The Stock Exchange Luncheon Club was a members-only dining club, on the seventh floor of the New York Stock Exchange (NYSE) at 11 Wall Street in Manhattan. The club was founded on August 3, 1898, and moved from 70 Broadway to 11 Wall Street in 1903. It closed on April 28, 2006, after more than a century of service.
The club had an inaugural membership of 200, with a "long waiting list", when it first opened as the Luncheon Club at 70 Broadway and 15 New Street, Manhattan.
Joseph L. Searles III, who became the first African American member of the NYSE when he joined in 1970, said that his "biggest fear...was where would I sit in the luncheon club?". The situation was resolved when Searles was given his own table by the club, and he dined alone for a while.
A ladies' restroom was installed in the club as late as 1987, some twenty years after women were first admitted to the NYSE.
In 1999, the club had more than 1,400 members, and was lavishly decorated with various animal heads, most shot by members on safari.

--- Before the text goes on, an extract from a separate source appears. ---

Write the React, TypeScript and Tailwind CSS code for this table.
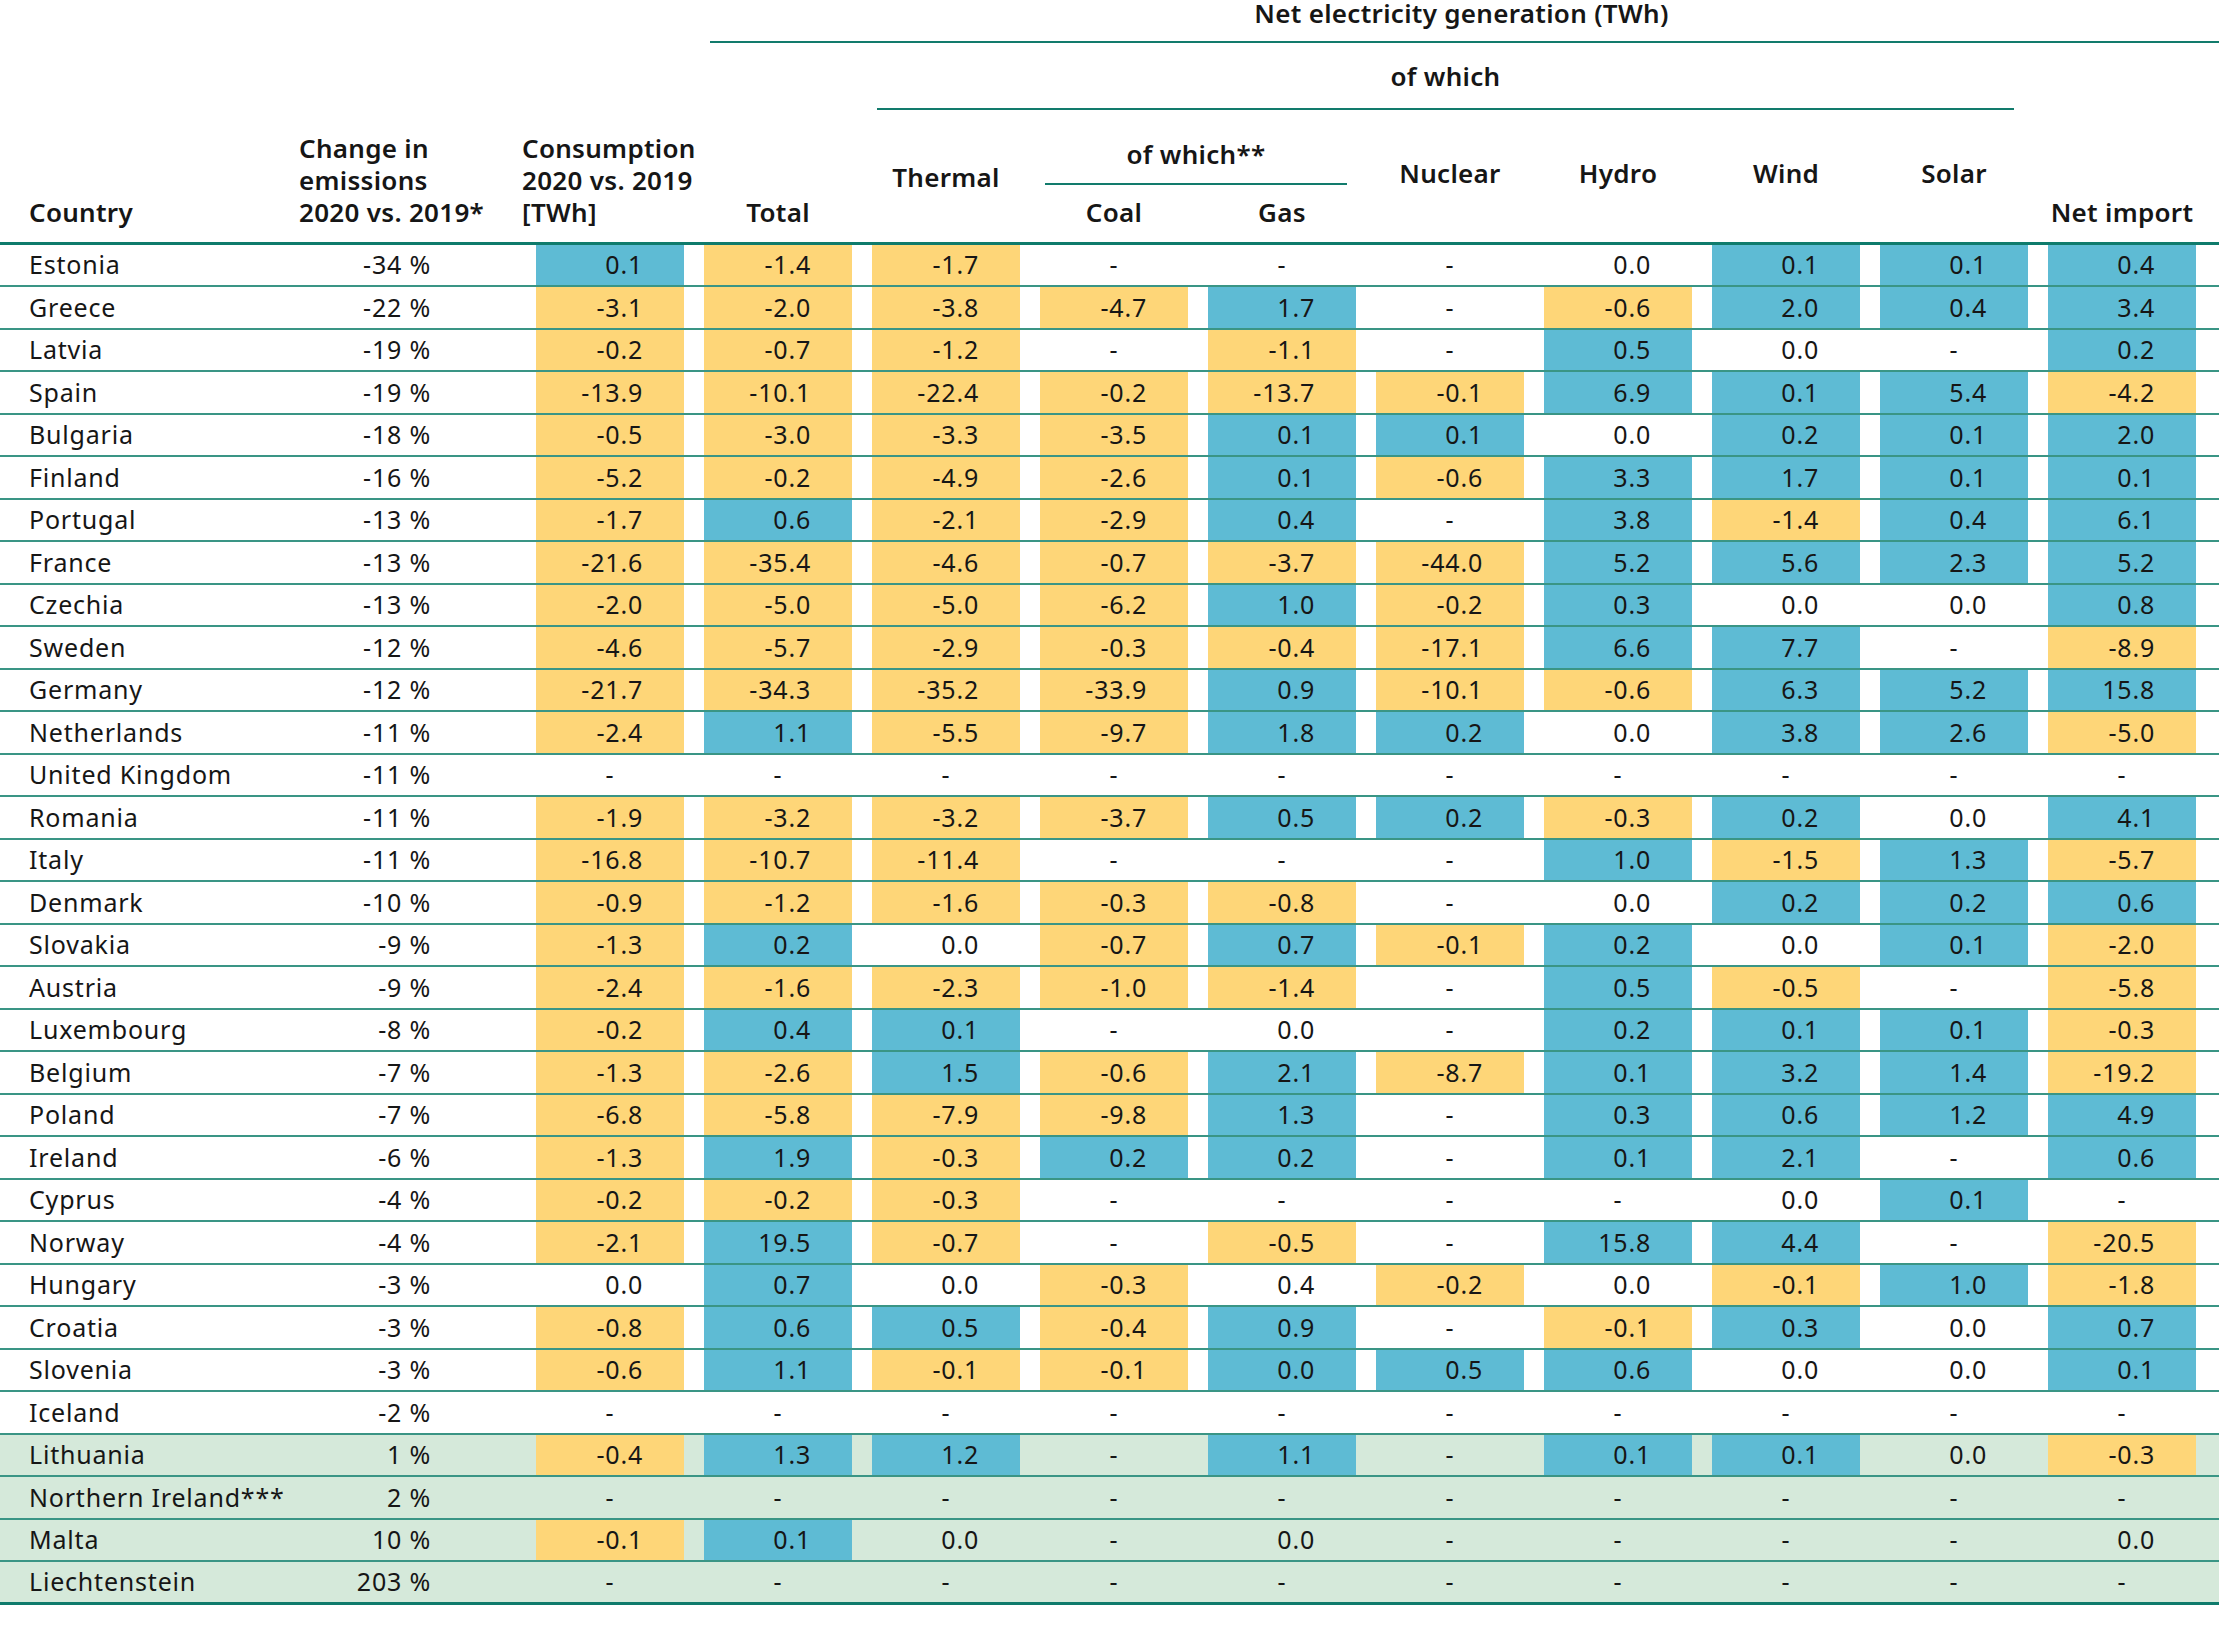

In August 2001, the Stock Exchange Luncheon Club served as the venue for the presentation of custom-made motorized wheelchairs to 17 quadraplegic in-patients of a local hospital for paralyzed people. A fund-raising event was held by the New York City Police Foundation at the club in November 2003. Following security measures put in place at the NYSE, after the September 11 attacks, the club became less accessible, and this, coupled with the ousting of regular patron Richard Grasso from the head of the NYSE, and a decline in similar local dining clubs, was cited as a factor in the club's demise when it closed in 2006. The space continued to be used for important events for example, the NYSE shareholder vote to merge with Euronext on December 19, 2006.